Éloge du voyage à l'usage des autistes et de ceux qui ne le sont pas assez
SCHOVANEC Josef, Ed. Plon, 2014, 229 p.
On savait l'auteur « à l'est », comme il nous l'avait décrit dans son premier ouvrage. Le voilà cette fois-ci tout autant à l'ouest, au sud qu'au nord, lancé à la découverte du vaste monde. C'est que Josef Schovanec, savant et autiste, a troqué son costume de sédentaire déprimé, contre celui de nomade heureux. Durant ses années de lycée, la ligne 8 du métro était pour lui une aventure.
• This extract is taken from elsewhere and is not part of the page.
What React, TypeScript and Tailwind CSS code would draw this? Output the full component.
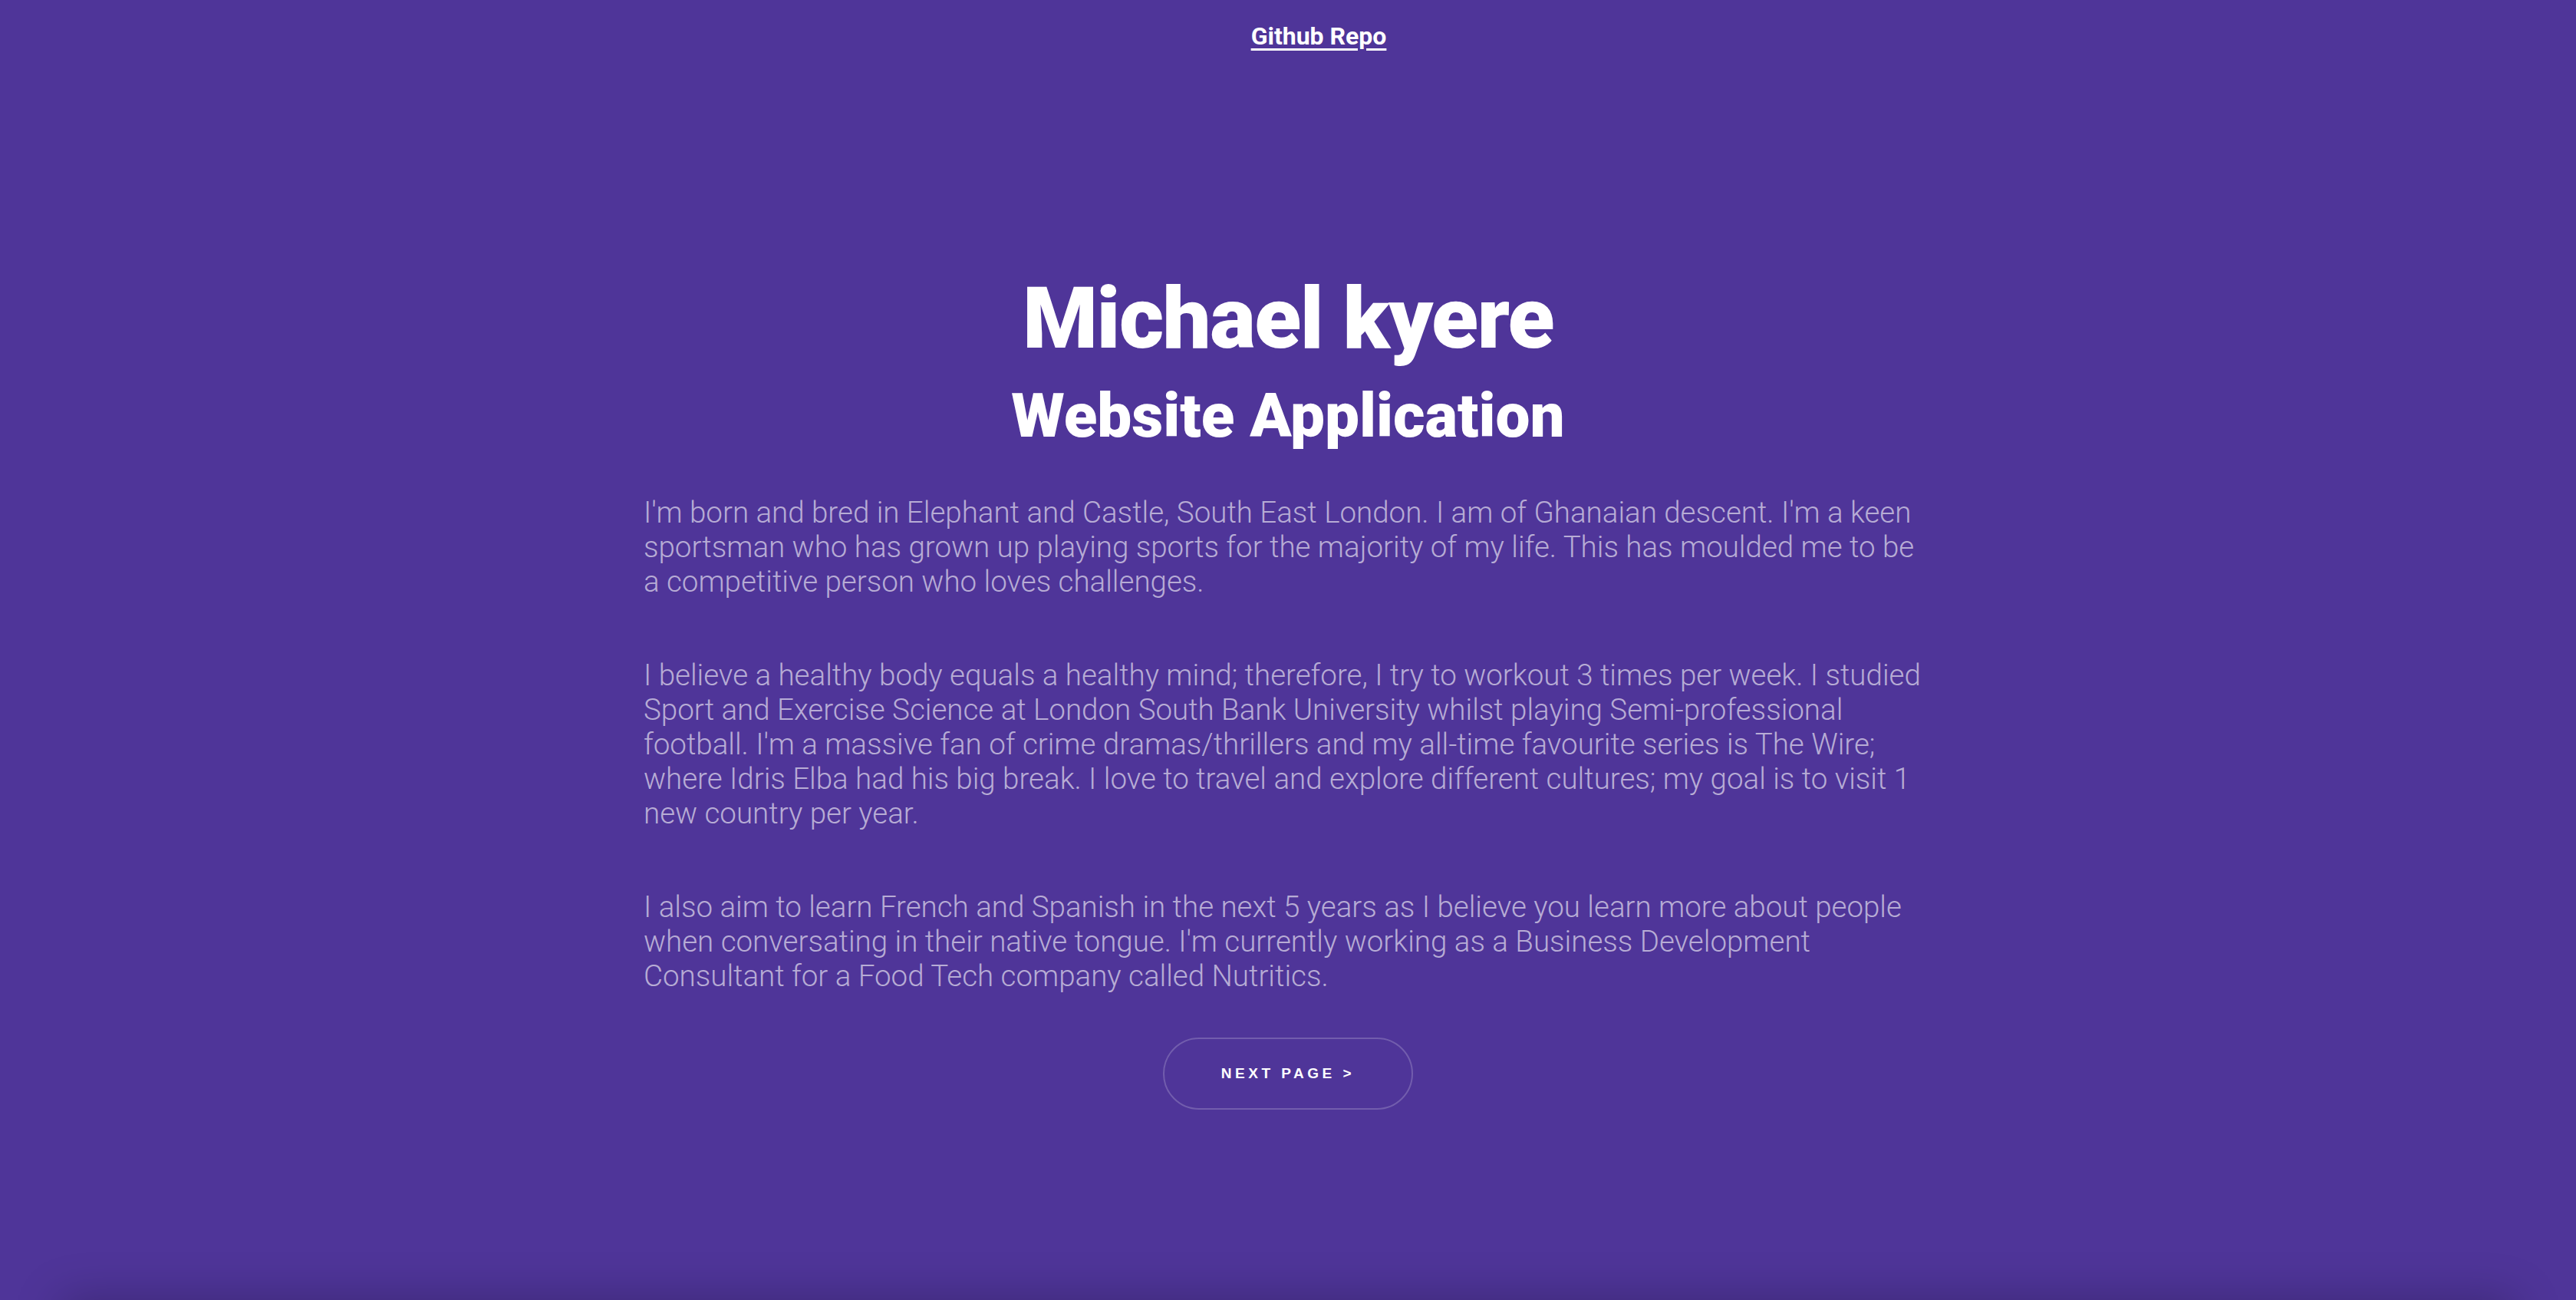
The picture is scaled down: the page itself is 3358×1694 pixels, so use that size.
import React from "react";

export default function App() {
  return (
    <div
      className="relative min-h-screen w-full overflow-hidden bg-[#4f3599] text-white"
      style={{ fontFamily: "Roboto, 'Noto Sans', sans-serif" }}
    >
      <div className="flex justify-center pl-[80px] pt-[23px]">
        <a href="#" className="text-[32px] font-bold leading-[48px] underline underline-offset-[5px] decoration-[3px] text-white">
          Github Repo
        </a>
      </div>

      <div className="mx-auto w-[1680px] pt-[277px]">
        <h1 className="text-center text-[112px] font-black leading-[134px] tracking-[-1.5px]">Michael kyere</h1>
        <h2 className="mt-[12px] text-center text-[80px] font-black leading-[96px]">Website Application</h2>

        <div className="mt-[55px] flex flex-col gap-[77px] text-[38.5px] font-light leading-[45px] text-white/60">
          <p>
            I'm born and bred in Elephant and Castle, South East London. I am of Ghanaian descent. I'm a keen sportsman who has grown up playing sports for the majority of my life. This has moulded me to be a competitive person who loves challenges.
          </p>
          <p>
            I believe a healthy body equals a healthy mind; therefore, I try to workout 3 times per week. I studied Sport and Exercise Science at London South Bank University whilst playing Semi-professional football. I'm a massive fan of crime dramas/thrillers and my all-time favourite series is The Wire; where Idris Elba had his big break. I love to travel and explore different cultures; my goal is to visit 1 new country per year.
          </p>
          <p>
            I also aim to learn French and Spanish in the next 5 years as I believe you learn more about people when conversating in their native tongue. I'm currently working as a Business Development Consultant for a Food Tech company called Nutritics.
          </p>
        </div>

        <div className="mt-[58px] flex justify-center">
          <button
            className="flex h-[94px] w-[326px] items-center justify-center rounded-full border-2 border-white/20 text-[19px] font-bold tracking-[4.5px] text-white"
            style={{ fontFamily: "'Liberation Sans', Arial, sans-serif" }}
          >
            NEXT PAGE &gt;
          </button>
        </div>
      </div>

      <div className="pointer-events-none absolute bottom-[-60px] left-[80px] right-[80px] h-[60px] shadow-[0_0_60px_rgba(0,0,0,0.25)]" />
    </div>
  );
}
Et le voilà sillonnant les continents, parcourant les villes, se lançant dans une étude comparée des zones internationales d'aéroports, des hôtels et des civilisations urbaines, présentant ses expérimentations des métros utilisés, des paysages survolés par avion ou du sens de l’hospitalité des ethnies visitées : au-delà des kilomètres parcourus et des paysages découverts, ce sont les peuples et les cultures qui sont l'objet de son attention première. Ce qui le guide et l'attire, c'est bien l'apprentissage de l'autre et les décalages entre les milles façons de vivre rencontrées. Avec, en premier lieu, la diversité du rapport à la différence, selon les contrées. Il est des pays où la grandeur physique, l'embonpoint ou la timidité loin de vous stigmatiser vous feront être, au contraire, considéré. Les conventions que, trop souvent et bien à tort, on croit universellement partagées ne sont, en fait, que des contentions nous enfermant dans la prison d'une normalité abusive. Parce que leur réussite n'est pas proportionnelle à l'argent dépensé et parce qu'ils impliquent le renoncement et l'effort personnel, les voyages constituent une thérapie aux effets comparables à bien des médications. Quel meilleur moyen de lutter contre les préjugés, de relativiser le sentiment d'insécurité et de rappeler la pusillanimité de ces frontières divisant les Hommes ? Voilà un remarquable éloge de la rencontre, de la fraternité et de la tolérance, à déguster sans modération.